A retired British army brigadier has told the Smithwick Tribunal that it would have been impossible for the IRA to mount the ambush in which two senior RUC officers died in under three hours.

However, as the RUC men Chief Supt Harry Breen and Supt Bob Buchanan, only left Newry RUC Station two hours before their death, this would mean that the mobilisation of men and weapons had already begun an hour before they left.

Brigadier Ian Lisles spent 14 years in Northern Ireland, much of that time in South Armagh.

He told the tribunal today that the IRA in that area were "extremely professional and extremely risk adverse."

If there was a chance an operation would not be a success from their point of view, they would cancel it.

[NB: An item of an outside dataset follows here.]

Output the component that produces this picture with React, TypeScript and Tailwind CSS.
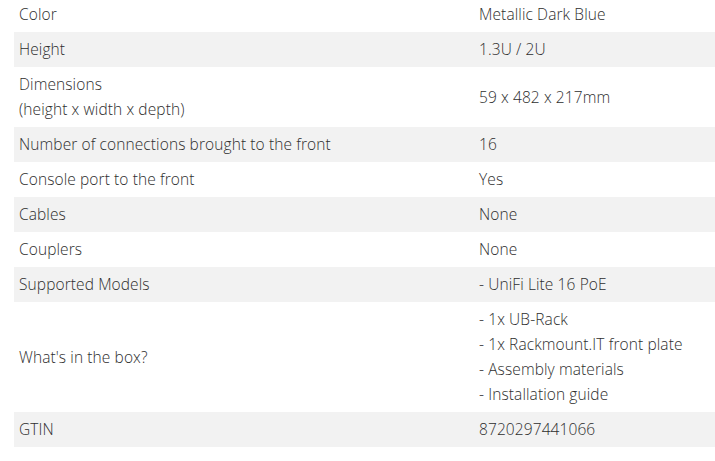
import React from "react";

const rows: { label: React.ReactNode; value: React.ReactNode }[] = [
  { label: "Color", value: "Metallic Dark Blue" },
  { label: "Height", value: "1.3U / 2U" },
  {
    label: (
      <>
        Dimensions
        <br />
        (height x width x depth)
      </>
    ),
    value: "59 x 482 x 217mm",
  },
  { label: "Number of connections brought to the front", value: "16" },
  { label: "Console port to the front", value: "Yes" },
  { label: "Cables", value: "None" },
  { label: "Couplers", value: "None" },
  { label: "Supported Models", value: "- UniFi Lite 16 PoE" },
  {
    label: "What's in the box?",
    value: (
      <>
        - 1x UB-Rack
        <br />- 1x Rackmount.IT front plate
        <br />- Assembly materials
        <br />- Installation guide
      </>
    ),
  },
  { label: "GTIN", value: "8720297441066" },
];

export default function App() {
  return (
    <div className="w-[715px] h-[461px] overflow-hidden bg-white">
      <div className="ml-[14px] mt-[-3px] w-[920px] font-['Open_Sans',sans-serif] font-light text-[15.5px] tracking-[0.1px] leading-[25px] text-[#2e2e2e]">
        {rows.map((r, i) => (
          <div
            key={i}
            className={`flex items-center ${i % 2 === 1 ? "bg-[#f2f2f2]" : "bg-white"}`}
          >
            <div className="w-[460px] shrink-0 px-[5px] py-[5px]">{r.label}</div>
            <div className="flex-1 px-[5px] py-[5px]">{r.value}</div>
          </div>
        ))}
      </div>
    </div>
  );
}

Their attitude would also be that they could always come back another day. Time was always on their side, he said.

The brigadier said it was his experience that the IRA in South Armagh never did anything ad hoc. All their operations were "well planned and generally well executed."

To mount an operation the size of the one in which the two RUC men were killed would have taken considerable organisation as several roads would have to have been covered. It was impossible for them to have done it in under three hours at an absolute minimum, he said. Ideally, they would have needed between five and eight hours.

It was put to him that the earliest the RUC officers could have been seen heading for Dundalk was around 1.40pm, arriving in Dundalk at around 2pm. Brigadier Lisles said he did not believe that was enough time. The ambush took place at around 3.40p.m.

He also told the tribunal that he had seen intelligence reports relating to the killings and there was "absolutely no information" that there was a telephone tip off to the IRA about the visit of the RUC men.

The tribunal is investigating claims that a garda in Dundalk alerted the IRA to the meeting, allowing them time to set up the ambush.

Another retired senior British officer was asked if he was aware of RUC and British military intelligence which showed that there had been an increase in radio traffic among subversives in south Armagh at around noon on the day of the murders.

Brigadier Mike Smith said, however, that he could not comment as he did not know. He was not serving in Northern Ireland at the time of the attacks.

Brigadier Smith served seven tours of duty in Northern Ireland, the last one ending in 1997. He said that the IRA in South Armagh "were among the most capable and experienced terror groups."

He told the tribunal that he did not believe the operation was an attempt to kidnap the two officers. It was just an operation to kill them. The brigadier also said that the number of rounds fired during the attack at just 28 showed there was “controlled fire” by those involved. The pattern of fire, he added, did not suggest any element of panic among those involved.

Asked about how long it would take to organise the ambush, Brigadier Smith said that as an officer, he would not have liked to try and arrange a major operation within two hours.